Früheste Hinweise auf bäuerliches Leben
Bei Bauarbeiten in Norwegen entdeckt: 4.000 Jahre alte Grabkammer lässt kulturhistorisch tief blicken
Einen kulturhistorisch äußerst spannenden Fund vermelden Archäologen aus Norwegen, wo in der Gemeinde Selje eine mit Steinen ausgekleidete Grabkammer aus dem späten Neolithikum entdeckt wurde – darin die sterblichen Überreste von mindestens fünf Menschen.
Fotos 1 bis 4: Universitätsmuseum Bergen
Vor allem: Die bei Bauarbeiten zufällig gefundene Stätte könnte nach Ansicht von Forschern des Universitätsmuseums in Bergen Hinweise auf die ersten bäuerlichen Stehversuche liefern, die an der Westküste Norwegens stattgefunden haben. Das zeigt, wie groß der Fund potenziell ist.
Denn im Unterschied zu anderen Erdregionen, wo die Menschen bereits um 10.000 vor Christus zu Ackerbau und Viehzucht übergingen, war die nordische Gesellschaft noch über Jahrtausende hinweg primär von Jagd, Fischfang und einem nomadisch geprägten Lebensstil bestimmt.
Daraus resultieren zwei Bereiche, die in der norwegischen Archäologie von großem Interesse sind: Erstens die Frage, wie und warum sich die Idee der Landwirtschaft hier erst mit massivem Zeitverzug etablieren konnte. Und zweitens, wer die ersten Bauern im Norden waren.
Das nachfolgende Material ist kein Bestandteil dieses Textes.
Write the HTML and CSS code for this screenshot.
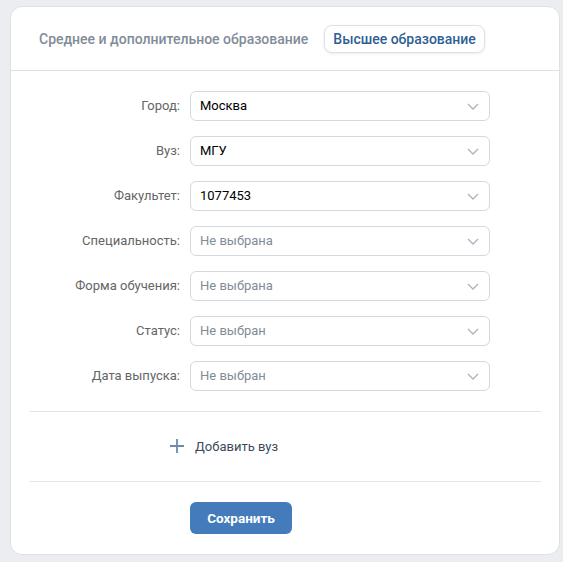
FILE: index.html
```html
<!DOCTYPE html>
<html lang="ru">
<head>
<meta charset="utf-8">
<link rel="stylesheet" href="styles.css">
</head>
<body>
<div class="card">
  <div class="tabs">
    <div class="tab">Среднее и дополнительное образование</div>
    <div class="tab tab-active">Высшее образование</div>
  </div>
  <div class="form">
    <div class="row">
      <div class="label">Город:</div>
      <div class="select"><span class="value">Москва</span><svg class="chev" viewBox="0 0 12 7"><path d="M1 1l5 5 5-5"/></svg></div>
    </div>
    <div class="row">
      <div class="label">Вуз:</div>
      <div class="select"><span class="value">МГУ</span><svg class="chev" viewBox="0 0 12 7"><path d="M1 1l5 5 5-5"/></svg></div>
    </div>
    <div class="row">
      <div class="label">Факультет:</div>
      <div class="select"><span class="value">1077453</span><svg class="chev" viewBox="0 0 12 7"><path d="M1 1l5 5 5-5"/></svg></div>
    </div>
    <div class="row">
      <div class="label">Специальность:</div>
      <div class="select"><span class="value placeholder">Не выбрана</span><svg class="chev" viewBox="0 0 12 7"><path d="M1 1l5 5 5-5"/></svg></div>
    </div>
    <div class="row">
      <div class="label">Форма обучения:</div>
      <div class="select"><span class="value placeholder">Не выбрана</span><svg class="chev" viewBox="0 0 12 7"><path d="M1 1l5 5 5-5"/></svg></div>
    </div>
    <div class="row">
      <div class="label">Статус:</div>
      <div class="select"><span class="value placeholder">Не выбран</span><svg class="chev" viewBox="0 0 12 7"><path d="M1 1l5 5 5-5"/></svg></div>
    </div>
    <div class="row">
      <div class="label">Дата выпуска:</div>
      <div class="select"><span class="value placeholder">Не выбран</span><svg class="chev" viewBox="0 0 12 7"><path d="M1 1l5 5 5-5"/></svg></div>
    </div>
  </div>
  <div class="add-block">
    <div class="add">
      <svg class="plus" viewBox="0 0 14 14"><path d="M7 0v14M0 7h14"/></svg>
      <span>Добавить вуз</span>
    </div>
  </div>
  <div class="footer">
    <button class="save">Сохранить</button>
  </div>
</div>
</body>
</html>
```

FILE: styles.css
```css
* { box-sizing: border-box; }
html, body { margin: 0; padding: 0; }
body {
  background: #ebedf0;
  font-family: Roboto, "Noto Sans", Arial, sans-serif;
  font-size: 13px;
  padding: 6px 3px 0 10px;
}
.card {
  width: 550px;
  height: 549px;
  background: #fff;
  border: 1px solid #dce1e6;
  border-radius: 12px;
}
.tabs {
  display: flex;
  align-items: center;
  gap: 7px;
  height: 64px;
  padding: 0 20px 0 19px;
  border-bottom: 1px solid #dce1e6;
}
.tab {
  height: 28px;
  line-height: 26px;
  padding: 0 8px;
  border: 1px solid transparent;
  border-radius: 8px;
  font-weight: 500;
  color: #818c99;
  font-size: 14px;
}
.tab-active {
  color: #2f5f94;
  background: #fff;
  border-color: #dce1e6;
  box-shadow: 0 1px 3px rgba(0,0,0,0.08);
}
.form {
  display: flex;
  flex-direction: column;
  gap: 15px;
  padding: 20px 0 20px 19px;
}
.row {
  display: grid;
  grid-template-columns: 150px 300px;
  column-gap: 10px;
  align-items: center;
  line-height: 15px;
}
.label {
  text-align: right;
  color: #656565;
  padding-bottom: 2px;
}
.select {
  height: 30px;
  border: 1px solid #d3d9de;
  border-radius: 6px;
  display: flex;
  align-items: center;
  justify-content: space-between;
  padding: 0 10px 2px 9px;
}
.chev { margin-top: 2px; }
.value { color: #000; }
.value.placeholder { color: #818c99; }
.chev {
  width: 12px;
  height: 7px;
  fill: none;
  stroke: #aab3bd;
  stroke-width: 1.3;
}
.add-block {
  margin: 0 18px 0 19px;
  border-top: 1px solid #e1e3e6;
  border-bottom: 1px solid #e1e3e6;
  height: 71px;
  display: flex;
  align-items: center;
  padding-left: 140px;
  padding-bottom: 1px;
}
.add {
  display: flex;
  align-items: center;
  gap: 11px;
  color: #3d4a58;
}
.plus {
  width: 14px;
  height: 14px;
  fill: none;
  stroke: #6e8aa8;
  stroke-width: 1.8;
}
.footer {
  padding: 20px 0 0 179px;
}
.save {
  width: 102px;
  height: 32px;
  border: none;
  border-radius: 6px;
  background: #447bba;
  color: #fff;
  font-family: Roboto, "Noto Sans", Arial, sans-serif;
  font-size: 13.5px;
  font-weight: 700;
}
```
Hier kommt das neu entdeckte Grab ins Spiel, das auf die Zeit zwischen 2.140 und 2.000 vor Christus datiert wurde. Es enthielt neben den Knochen der Verstorbenen unter anderem eine Sichel, von der die Forscher annehmen, dass sie zur Getreideernte verwendet wurde. Also ein fast schlagendes Indiz für landwirtschaftliche Tätigkeit.
Highlight der Ausgrabung: die 3 Meter lange und 1,5 Meter breite Grabkammer
Seit April haben die Archäologen des Universitätsmuseums Ausgrabungen auf dem Gelände eines neuen Hotels direkt an der Nordseeküste durchgeführt. Dabei wurde als Highlight die etwa 3 Meter lange, 1,5 Meter breite und fast einen Meter hohe Grabkammer gefunden.
Darin lagen die Überreste eines älteren Mannes, einer jungen Frau und eines etwa zweijährigen Kindes. Daneben Knochenfunde zweier weiterer Personen, die wohl bewegt oder beiseite geschoben wurden, um „Platz“ für weitere Verstorbene zu machen.
„Die Grabkammer von Selje bietet uns mit ihrer Menge an Knochen eine einzigartige Gelegenheit, die ersten Gruppen von Menschen zu untersuchen, die in der Region als Bauern lebten. Es ist der erste Fund dieser Art an der Westküste Norwegens“, teilte Archäologin Yvonne Dahl gegenüber Live Science mit.
Geplante DNA-Tests an den Skeletten von Selje sollen nun Aufschluss darüber geben, ob die Verstorbenen mit landwirtschaftlichen Kenntnissen aus dem Osten Norwegens – wo wohl schon etwas früher Ackerbau betrieben wurde – nach Westen gewandert sind.
Gut möglich, dass die Begrabenen bäuerliche Vorreiter ihrer Zeit waren
Oder ob es sich um eine lokale Gruppe von Menschen handelte, die sich bewusst für ein bäuerliches Leben entschied. In jedem Fall wird die Gemeinde Selje von Forschern wie Dahl eindeutig als ein Ort angesehen, der „gesellschaftlichen Treffpunkt-Charakter“ hatte.
„In der Region muss es seit vielen tausend Jahren regen Austausch von Menschen, Ideen und Waren gegeben haben“, so Dahl weiter, was sozusagen auch den Ackerbau als Lebensentwurf betroffen haben dürfte. Womöglich waren die Begrabenen Vorreiter ihrer Zeit.
Weitere Untersuchungen werden nun nötig sein, um festzustellen, in welchem möglicherweise familiären Verhältnis die Verstorbenen zueinander standen. Der Grabfund von Selje dürfte der Archäologie in Norwegen noch viele spannende Erkenntnisse liefern.